I'm about to get divorced from my wife (with whom I have two children). We are on good enough terms that I will live in the living room until I can afford to move out. But the whole thing is very complicated. Simultaneously, we are getting divorced and moving to a new state. She has plenty of friends there and I only know a few people (we used to live there; I worked there and know a few old co-workers but never made any friends there). I'll also be going to a new job.

She has admitted to me that she and another guy, a friend of hers for a while who was just a friend, have now developed a mutual interest. She is respecting me by not going forward with dating him until our divorce goes through, but it is apparent that it will then happen. It seems a bit fast to me, but I am not going to judge her over it.

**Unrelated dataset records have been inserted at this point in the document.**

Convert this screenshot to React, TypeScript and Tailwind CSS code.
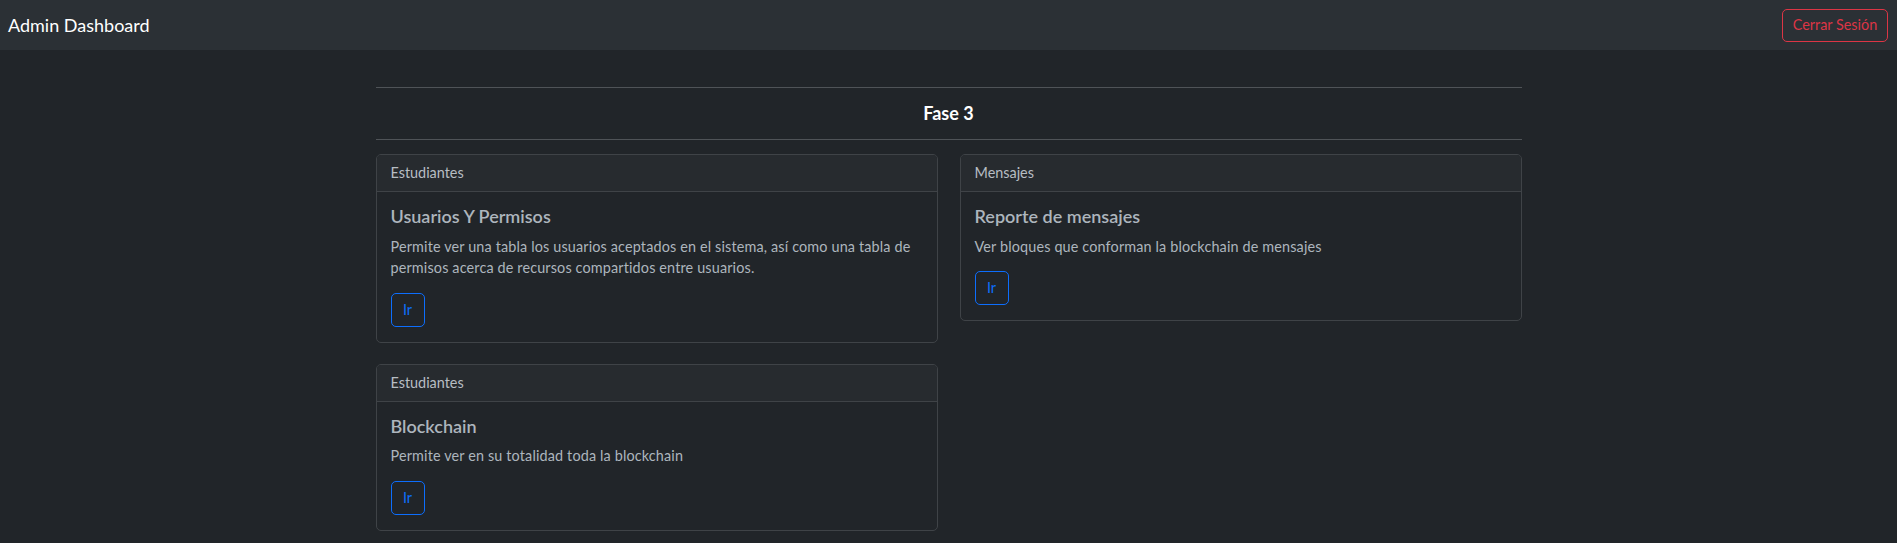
import React from "react";

const font = {
  fontFamily: '"Segoe UI", Lato, "Liberation Sans", sans-serif',
};

type CardProps = {
  header: string;
  title: string;
  text: string;
};

function DashCard({ header, title, text }: CardProps) {
  return (
    <div className="border border-[#3f4347] rounded-[5px] overflow-hidden">
      <div className="h-[37px] flex items-center px-[14px] bg-[#272b2f] border-b border-[#3f4347] text-[14.4px] text-[#b7bdc3]">
        {header}
      </div>
      <div className="pt-[14px] pb-[15px] px-[14px] text-[#adb5bd]">
        <h5 className="text-[18px] leading-[21.6px] font-semibold mb-[8px]">{title}</h5>
        <p className="text-[14.4px] leading-[21.6px] tracking-[0.15px] mb-[14px]">{text}</p>
        <button className="h-[34px] w-[34px] border border-[#0d6efd] text-[#0d6efd] rounded-[5px] text-[14.4px] leading-[21.6px]">
          Ir
        </button>
      </div>
    </div>
  );
}

export default function App() {
  return (
    <div className="min-h-screen bg-[#212529] text-[#dee2e6]" style={font}>
      {/* Navbar */}
      <nav className="h-[50px] bg-[#2b3035] flex items-center justify-between pl-2 pr-[9px]">
        <span className="text-[18px] text-white">Admin Dashboard</span>
        <button className="h-[33px] w-[106px] border border-[#dc3545] text-[#dc3545] rounded-[5px] text-[14.4px]">
          Cerrar Sesión
        </button>
      </nav>

      {/* Content */}
      <main className="w-[1146px] mx-auto pt-[37px]">
        <hr className="border-0 border-t border-[#4f5357]" />
        <div className="h-[51px] flex items-center justify-center">
          <h5 className="text-[18px] font-bold text-white">Fase 3</h5>
        </div>
        <hr className="border-0 border-t border-[#4f5357]" />

        <div className="mt-[14px] grid grid-cols-[562px_562px] gap-x-[22px] gap-y-[21px] items-start">
          <DashCard
            header="Estudiantes"
            title="Usuarios Y Permisos"
            text="Permite ver una tabla los usuarios aceptados en el sistema, así como una tabla de permisos acerca de recursos compartidos entre usuarios."
          />
          <DashCard
            header="Mensajes"
            title="Reporte de mensajes"
            text="Ver bloques que conforman la blockchain de mensajes"
          />
          <DashCard
            header="Estudiantes"
            title="Blockchain"
            text="Permite ver en su totalidad toda la blockchain"
          />
        </div>
      </main>
    </div>
  );
}
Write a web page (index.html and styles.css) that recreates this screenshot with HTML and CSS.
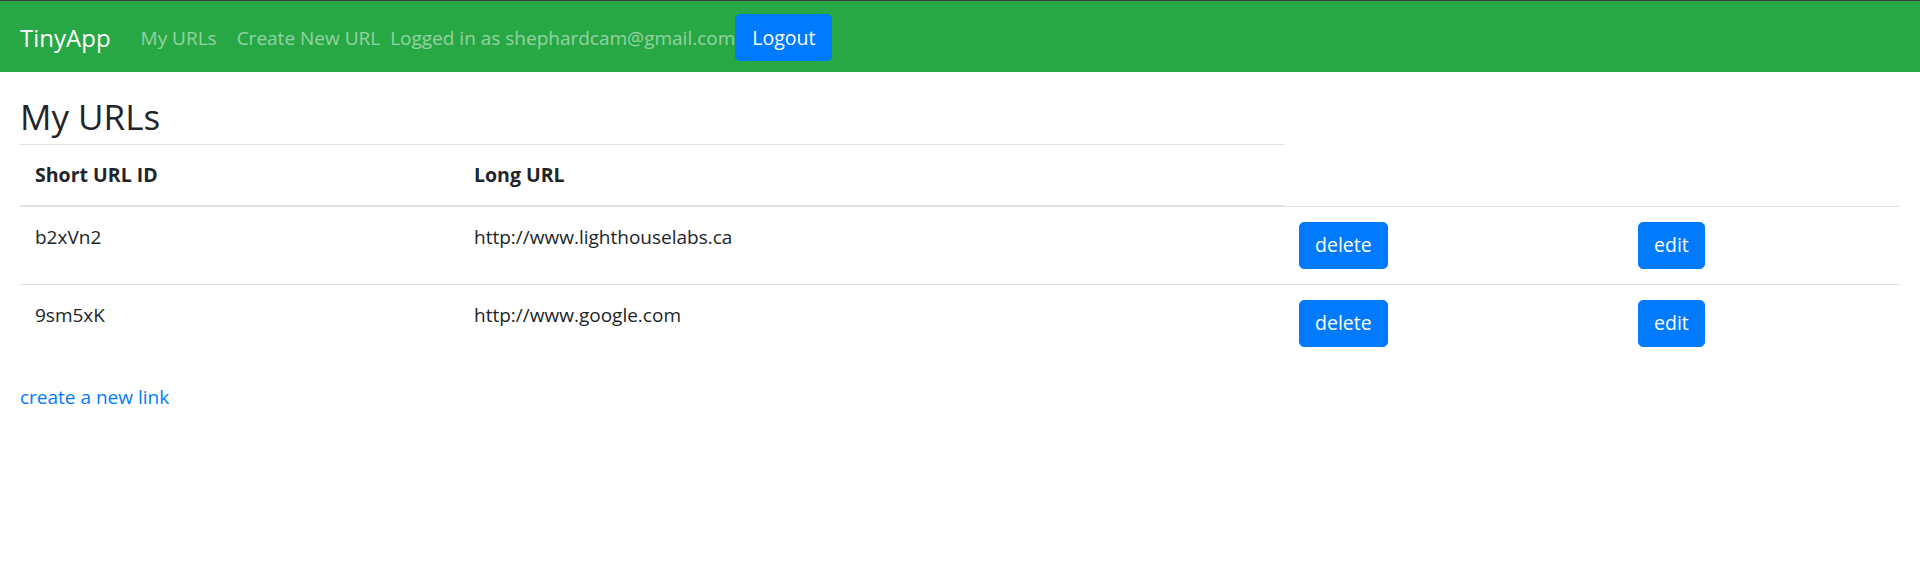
FILE: index.html
```html
<!DOCTYPE html>
<html lang="en">
<head>
<meta charset="utf-8">
<title>TinyApp</title>
<link rel="stylesheet" href="styles.css">
</head>
<body>
<nav class="navbar">
  <a class="brand" href="#">TinyApp</a>
  <div class="nav-links">
    <a class="nav-link" href="#">My URLs</a>
    <a class="nav-link" href="#">Create New URL</a>
  </div>
  <span class="nav-text">Logged in as shephardcam@gmail.com</span>
  <button class="btn">Logout</button>
</nav>
<main class="container">
  <h2 class="title">My URLs</h2>
  <table class="table">
    <colgroup>
      <col class="c1"><col class="c2"><col class="c3"><col class="c4">
    </colgroup>
    <thead>
      <tr><th>Short URL ID</th><th>Long URL</th></tr>
    </thead>
    <tbody>
      <tr>
        <td>b2xVn2</td>
        <td>http://www.lighthouselabs.ca</td>
        <td><button class="btn">delete</button></td>
        <td><button class="btn">edit</button></td>
      </tr>
      <tr>
        <td>9sm5xK</td>
        <td>http://www.google.com</td>
        <td><button class="btn">delete</button></td>
        <td><button class="btn">edit</button></td>
      </tr>
    </tbody>
  </table>
  <a class="link" href="#">create a new link</a>
</main>
</body>
</html>
```
FILE: styles.css
```css
* { box-sizing: border-box; }
html, body { margin: 0; padding: 0; }
body {
  font-family: "Open Sans", "Noto Sans", sans-serif;
  font-size: 19px;
  line-height: 30px;
  color: #212529;
  background: #fff;
  border-top: 1px solid #3a3a3a;
}
.navbar {
  display: flex;
  align-items: center;
  background: #28a745;
  padding: 11px 20px 9px;
  height: 71px;
}
.brand {
  color: #fff;
  text-decoration: none;
  font-size: 24px;
  line-height: 37.5px;
  padding: 6px 0;
  margin-right: 20px;
}
.nav-links { display: flex; }
.nav-link {
  color: rgba(255,255,255,.5);
  text-decoration: none;
  padding: 10px 10px;
}
.nav-text {
  color: rgba(255,255,255,.5);
  padding: 10px 0;
}
.btn {
  font-family: inherit;
  font-size: 19.5px;
  line-height: 30px;
  color: #fff;
  background: #007bff;
  border: 1px solid #007bff;
  border-radius: 5px;
  padding: 7.5px 15px;
  cursor: pointer;
}
.navbar .btn { padding: 7.5px 16px; }
.container { padding: 0 20px; }
.title {
  font-size: 35px;
  font-weight: 500;
  line-height: 42px;
  margin: 0 0 6px;
  padding-top: 24px;
}
.table {
  width: 100%;
  border-collapse: collapse;
  margin-bottom: 20px;
}
.c1 { width: 439px; }
.c2 { width: 825px; }
.c3 { width: 339px; }
.c4 { width: 277px; }
.table th, .table td {
  padding: 15px;
  text-align: left;
  vertical-align: top;
  border-top: 1px solid #dee2e6;
}
.table th {
  font-weight: 700;
  font-size: 19.5px;
  border-bottom: 2.5px solid #dee2e6;
}
.link { color: #007bff; text-decoration: none; }
```
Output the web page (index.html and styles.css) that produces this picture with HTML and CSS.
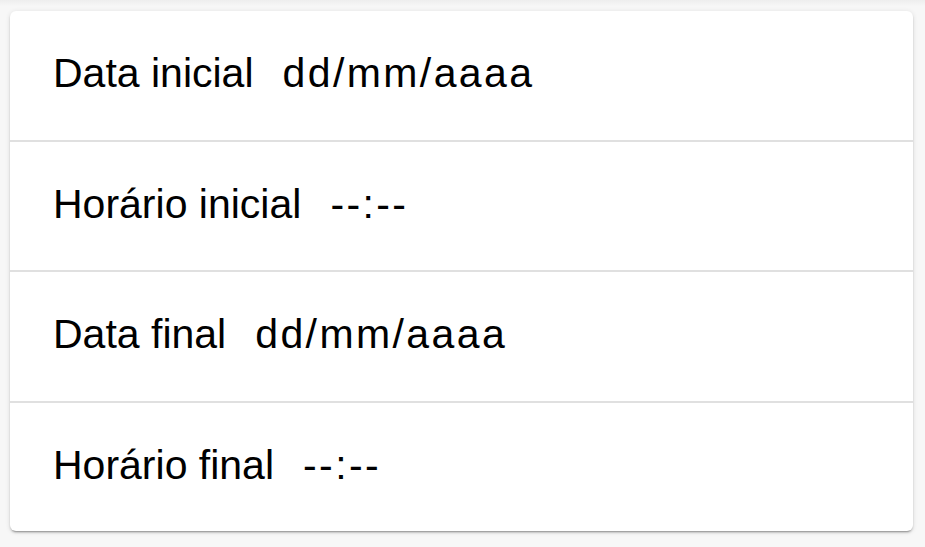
FILE: index.html
```html
<!DOCTYPE html>
<html lang="pt-BR">
<head>
<meta charset="utf-8">
<title>Período</title>
<link rel="stylesheet" href="styles.css">
</head>
<body>
  <div class="topbar-shadow"></div>
  <main class="card">
    <div class="row"><span class="label">Data inicial</span><span class="value">dd/mm/aaaa</span></div>
    <div class="row"><span class="label">Horário inicial</span><span class="value">--:--</span></div>
    <div class="row"><span class="label">Data final</span><span class="value">dd/mm/aaaa</span></div>
    <div class="row"><span class="label">Horário final</span><span class="value">--:--</span></div>
  </main>
</body>
</html>
```
FILE: styles.css
```css
html, body {
  margin: 0;
  padding: 0;
}
body {
  background: #f7f7f7;
  font-family: "Liberation Sans", Arial, sans-serif;
  color: #000;
  min-height: 547px;
}
.topbar-shadow {
  height: 6px;
  background: linear-gradient(#eeeeee, #f7f7f7);
}
.card {
  margin: 5px 12px 0 10px;
  background: #fff;
  border-radius: 6px;
  box-shadow: 0 3px 1px -2px rgba(0,0,0,.2), 0 2px 2px 0 rgba(0,0,0,.14), 0 1px 5px 0 rgba(0,0,0,.12);
  display: flex;
  flex-direction: column;
}
.row {
  height: 125.5px;
  padding: 0 0 3px 43px;
  box-sizing: content-box;
  display: flex;
  align-items: center;
  font-size: 41px;
  line-height: 47px;
  border-top: 2px solid #e0e0e0;
}
.row:first-child {
  border-top: none;
}
.label,
.value {
  display: block;
}
.value {
  margin-left: 29px;
  letter-spacing: 2.4px;
}
```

So we will be living in an apartment where she has one room, the kids have another, and I have the living room. She will be dating again right away.

So it seems to me that once we are officially split, I may want to start dating again. But I really don't know how. For one, I never really dated much before her. For another, I'll be living in my ex-wife's living room - not exactly the sort of thing one looks for in a partner. And I have no real social connections and am a pretty introverted sort of person.

How does one start dating again after divorce? How can I possibly be seen as a viable date when I'm still living with my ex-wife? I am pretty down about all this because I just don't see how I'll ever climb back out of things.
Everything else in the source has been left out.